Angelo, l’arrotino di via Montalbo

Questa è una storia ingiallita dal tempo, piena di rughe. Una foto che narra ricordi di vite argentee e affilate come lame: lucenti e vivaci come le luci degli anni ’60 e i sogni di giovani vite che popolavano le strade di un quartiere diviso nell’anima, tra i cantieri navali, le botteghe di famiglia e i mercati di una città tutto porto con le scarpe bagnate dal mare e il capo protetto dai santi dei suoi monti.

È un pomeriggio d’estate del 1984 e dalle finestre in casa di Leonardo, mio nonno, dipendente dei cantieri navali di Palermo, si stagliano alte le grandi gru della Fincantieri, madre di una Palermo operaia che oggi non esiste più.
Le finestre del suo appartamento, all’angolo tra via Ammiraglio Persano e via Ruggero Loria, godono ancora della stessa luce degli anni ’60; tutto è pressoché immutato e nello stesso tempo in piena trasformazione, anche se poi non ha tanta importanza perché sempre di via Montalbo si tratta: un rione dove le pietre restano pietre e gli uomini fanno la storia di una città.

Seduto su di una panca intagliata a mano, mio nonno, con addosso solo la sua storica canottiera Ragno, comincia a raccontare la storia di Angelo, Anciluzzu per la precisione, figlio di quell’arte dell’arrangiarsi che trasforma semplici uomini in miti.
Anciluzzu Ammolacutieddi, l’arrotino di via Montalbo, era solito spostarsi a cavallo di una Motom 48 D, insieme all’inseparabile martello che utilizzava come pistola contro i monelli del quartiere e chiunque non gli andasse a genio. Sanguigno, eclettico, allegro, imprevedibile, tra un coltello e l’altro era solito dare fuoco alla tanga della moto con i mozziconi delle sue Alfa; così, giusto per passare il tempo e attirare un po’ di clientela. Non si sa bene cosa gli passasse per la testa, ma chi lo ha conosciuto potè giurare di avergli visto più volte roteare il martello allo stesso modo e con la stessa mimica di John Wayne, recitare frasi concitate, in lampi improvvisi, come le Colt che sparano in silenzio, nel deserto: “Puoi trattare con la gente per bene, non con le bestie come Chaney”, imitando il Grinta.
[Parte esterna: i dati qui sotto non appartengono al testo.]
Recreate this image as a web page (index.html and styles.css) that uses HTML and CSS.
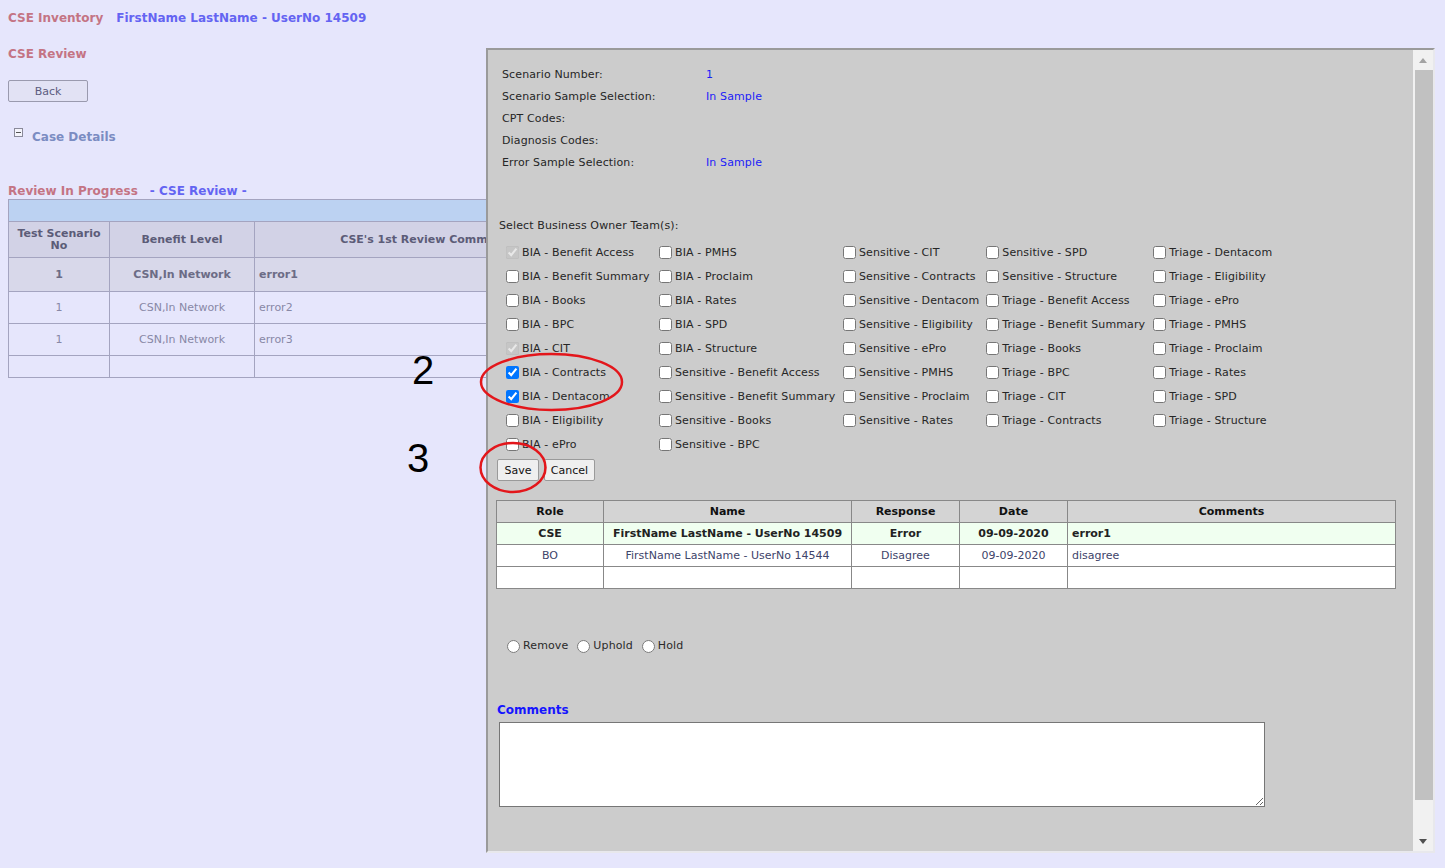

Angelo è stato anche un venditore di fumetti: quei Tex in bianco e nero a cui tanto assomigliava; un “semenzaro” ambulante davanti i suoi amati cinema: lo storico Cinema Manzella e le Arene sul mare; un artista della vita suonata ad orecchio, a volte stonata, improvvisata e per questo meravigliosamente intensa e comica nel suo tragico trascorrere; un cowboy nato nell’epoca sbagliata che, nel fermare un carro funebre trainato da cavalli, nello sgomento generale, spezza quel religioso silenzio urlando al cocchiere: “Hey Jhonny, scendi dalla diligenza!” così, senza rispetto, forse solo per far ridere o per quello scherzo che è la vita nelle lunghe strade.
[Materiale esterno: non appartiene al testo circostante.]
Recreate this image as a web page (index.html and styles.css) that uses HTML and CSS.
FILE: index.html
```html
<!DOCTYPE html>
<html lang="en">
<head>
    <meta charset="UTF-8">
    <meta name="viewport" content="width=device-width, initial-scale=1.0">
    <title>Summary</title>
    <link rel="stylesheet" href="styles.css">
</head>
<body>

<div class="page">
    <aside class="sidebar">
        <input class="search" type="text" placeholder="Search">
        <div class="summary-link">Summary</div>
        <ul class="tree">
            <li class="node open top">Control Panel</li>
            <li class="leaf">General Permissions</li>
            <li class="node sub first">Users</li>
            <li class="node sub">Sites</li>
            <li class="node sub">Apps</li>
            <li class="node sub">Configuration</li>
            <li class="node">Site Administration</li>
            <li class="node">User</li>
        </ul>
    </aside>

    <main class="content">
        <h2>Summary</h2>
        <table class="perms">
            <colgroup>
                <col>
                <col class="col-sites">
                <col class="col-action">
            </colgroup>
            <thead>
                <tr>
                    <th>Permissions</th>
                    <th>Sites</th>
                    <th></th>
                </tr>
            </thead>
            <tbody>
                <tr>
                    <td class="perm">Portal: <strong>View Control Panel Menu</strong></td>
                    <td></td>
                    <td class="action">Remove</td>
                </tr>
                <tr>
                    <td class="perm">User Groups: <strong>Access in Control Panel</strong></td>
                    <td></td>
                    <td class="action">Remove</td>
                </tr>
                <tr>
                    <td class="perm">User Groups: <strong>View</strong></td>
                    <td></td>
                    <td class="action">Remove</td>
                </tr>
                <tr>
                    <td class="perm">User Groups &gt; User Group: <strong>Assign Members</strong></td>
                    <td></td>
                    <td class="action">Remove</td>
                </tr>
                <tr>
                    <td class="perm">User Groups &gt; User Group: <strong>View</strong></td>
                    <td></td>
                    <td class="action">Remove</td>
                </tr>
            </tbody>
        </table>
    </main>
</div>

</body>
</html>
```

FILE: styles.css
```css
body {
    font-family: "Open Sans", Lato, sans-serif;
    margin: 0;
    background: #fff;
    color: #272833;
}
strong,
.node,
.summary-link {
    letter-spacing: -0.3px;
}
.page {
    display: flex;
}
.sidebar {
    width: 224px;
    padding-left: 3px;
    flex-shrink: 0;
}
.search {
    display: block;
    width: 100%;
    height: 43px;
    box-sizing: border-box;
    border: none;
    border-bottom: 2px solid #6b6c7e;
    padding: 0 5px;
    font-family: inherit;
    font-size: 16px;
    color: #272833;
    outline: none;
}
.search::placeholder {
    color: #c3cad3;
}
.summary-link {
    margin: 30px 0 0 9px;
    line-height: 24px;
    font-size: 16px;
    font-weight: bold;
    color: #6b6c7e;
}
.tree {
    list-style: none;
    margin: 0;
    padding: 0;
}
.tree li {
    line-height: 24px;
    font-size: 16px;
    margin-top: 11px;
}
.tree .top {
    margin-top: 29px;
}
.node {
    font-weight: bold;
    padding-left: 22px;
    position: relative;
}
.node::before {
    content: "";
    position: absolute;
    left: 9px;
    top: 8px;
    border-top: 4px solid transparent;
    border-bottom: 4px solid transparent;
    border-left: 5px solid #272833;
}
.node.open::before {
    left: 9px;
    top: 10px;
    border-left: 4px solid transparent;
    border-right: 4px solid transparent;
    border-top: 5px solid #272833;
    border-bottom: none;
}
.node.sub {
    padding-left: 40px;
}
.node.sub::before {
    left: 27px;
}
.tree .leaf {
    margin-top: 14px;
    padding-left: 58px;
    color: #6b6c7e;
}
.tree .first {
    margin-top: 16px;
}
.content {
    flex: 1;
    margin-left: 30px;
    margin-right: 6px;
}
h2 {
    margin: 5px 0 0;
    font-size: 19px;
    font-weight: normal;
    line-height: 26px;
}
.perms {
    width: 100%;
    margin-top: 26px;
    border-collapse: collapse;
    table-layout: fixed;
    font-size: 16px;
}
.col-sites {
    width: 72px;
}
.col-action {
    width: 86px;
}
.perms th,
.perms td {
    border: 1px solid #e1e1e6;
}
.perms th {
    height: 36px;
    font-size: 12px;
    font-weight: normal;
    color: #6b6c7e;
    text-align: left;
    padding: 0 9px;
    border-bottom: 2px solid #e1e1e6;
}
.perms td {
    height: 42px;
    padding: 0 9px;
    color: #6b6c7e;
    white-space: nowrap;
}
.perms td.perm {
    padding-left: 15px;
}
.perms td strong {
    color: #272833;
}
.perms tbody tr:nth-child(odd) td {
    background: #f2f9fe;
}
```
C’è chi lo definiva un pazzo: il frutto della miseria della guerra a cui partecipò e degli stenti di chi ha lasciato consumare la propria tela bianca dalla vita, in un batter di ciglia, solo per aver chiuso gli occhi sotto la magia della pioggia nel susseguirsi delle stagioni, senza lasciar spazio ad altro se non alle rughe, ai coltelli, alle cicatrici e a quel martello in mano, simbolo dell’arrangiarsi, sempre pronto a sparare, raccontando di un uomo, più di quanto si possa immaginare.
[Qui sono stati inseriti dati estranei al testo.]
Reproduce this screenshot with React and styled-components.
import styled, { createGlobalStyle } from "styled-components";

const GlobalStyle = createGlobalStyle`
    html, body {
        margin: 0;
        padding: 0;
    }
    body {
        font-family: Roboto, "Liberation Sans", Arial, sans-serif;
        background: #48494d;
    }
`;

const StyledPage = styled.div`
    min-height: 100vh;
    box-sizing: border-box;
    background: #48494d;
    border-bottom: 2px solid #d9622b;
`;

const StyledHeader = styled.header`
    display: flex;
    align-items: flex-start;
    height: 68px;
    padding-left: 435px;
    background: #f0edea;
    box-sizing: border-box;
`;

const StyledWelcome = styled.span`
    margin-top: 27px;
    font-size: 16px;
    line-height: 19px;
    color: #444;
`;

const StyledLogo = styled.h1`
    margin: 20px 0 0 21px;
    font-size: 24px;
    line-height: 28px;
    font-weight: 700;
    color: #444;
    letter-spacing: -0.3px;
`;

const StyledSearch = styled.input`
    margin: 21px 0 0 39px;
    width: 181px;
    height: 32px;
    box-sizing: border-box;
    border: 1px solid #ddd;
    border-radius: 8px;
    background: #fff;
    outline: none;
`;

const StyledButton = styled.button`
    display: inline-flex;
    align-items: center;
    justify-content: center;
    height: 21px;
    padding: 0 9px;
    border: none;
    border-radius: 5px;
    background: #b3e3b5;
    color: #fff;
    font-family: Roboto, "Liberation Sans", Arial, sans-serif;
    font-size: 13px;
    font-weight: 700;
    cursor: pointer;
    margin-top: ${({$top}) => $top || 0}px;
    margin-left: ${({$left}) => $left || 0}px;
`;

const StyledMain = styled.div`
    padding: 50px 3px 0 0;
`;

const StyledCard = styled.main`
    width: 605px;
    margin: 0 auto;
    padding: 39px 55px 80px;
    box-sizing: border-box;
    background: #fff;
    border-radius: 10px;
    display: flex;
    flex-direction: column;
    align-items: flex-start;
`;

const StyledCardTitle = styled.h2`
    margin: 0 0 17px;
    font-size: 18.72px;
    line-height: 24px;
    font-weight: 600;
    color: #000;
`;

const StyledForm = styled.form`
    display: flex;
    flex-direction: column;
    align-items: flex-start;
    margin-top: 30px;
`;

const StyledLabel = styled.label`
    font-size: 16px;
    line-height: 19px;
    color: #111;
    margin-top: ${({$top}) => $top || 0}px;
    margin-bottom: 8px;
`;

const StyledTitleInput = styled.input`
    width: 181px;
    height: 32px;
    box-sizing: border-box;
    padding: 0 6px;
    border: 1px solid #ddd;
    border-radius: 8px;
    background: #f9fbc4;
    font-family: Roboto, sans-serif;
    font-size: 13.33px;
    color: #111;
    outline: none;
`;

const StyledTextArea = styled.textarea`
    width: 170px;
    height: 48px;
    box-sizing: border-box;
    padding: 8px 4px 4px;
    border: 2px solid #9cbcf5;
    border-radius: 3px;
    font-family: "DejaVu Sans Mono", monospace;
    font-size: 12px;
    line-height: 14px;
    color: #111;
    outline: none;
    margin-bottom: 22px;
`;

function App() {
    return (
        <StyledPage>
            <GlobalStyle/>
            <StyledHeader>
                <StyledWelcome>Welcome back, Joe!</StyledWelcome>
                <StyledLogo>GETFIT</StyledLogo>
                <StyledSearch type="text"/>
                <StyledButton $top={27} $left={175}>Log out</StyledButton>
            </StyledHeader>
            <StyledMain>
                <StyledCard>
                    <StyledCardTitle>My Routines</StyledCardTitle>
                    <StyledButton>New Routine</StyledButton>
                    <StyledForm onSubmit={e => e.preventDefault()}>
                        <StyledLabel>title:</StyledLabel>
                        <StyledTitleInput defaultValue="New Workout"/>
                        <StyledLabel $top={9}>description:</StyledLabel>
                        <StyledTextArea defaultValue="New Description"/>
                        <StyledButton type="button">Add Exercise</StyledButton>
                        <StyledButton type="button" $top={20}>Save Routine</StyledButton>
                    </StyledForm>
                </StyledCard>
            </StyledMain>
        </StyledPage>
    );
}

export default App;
Che poi, non è che gli altri se la passassero meglio: mio nonno raccontava e diceva che si finiva al cantiere navale se eri fortunato, per poi scioperare, mettere la città a soqquadro e rivendicare diritti mai riscattati; oppure al mercato ortofrutticolo già alle tre di notte, al gelo, scaricando frutta e verdura inseguendo la vita a morsi, come i cani al di là del cancello, nelle notti tutte uguali, in cui gli unici a sognare sono quelli sopra di te dentro il loro letto caldo, per cosa poi? Sparire dopo 60 anni sempre allo stesso modo, sotto la stessa terra e senza il piacere di aver estinto il mutuo… È questa la vita normale?
Ma andiamo… meglio Angelo, molto meglio farlo mentre tutti ridono e lasciare al cielo il beneficio di qualche goccia di pioggia, prima della curva, prima di sparire, con il sorriso sulle labbra.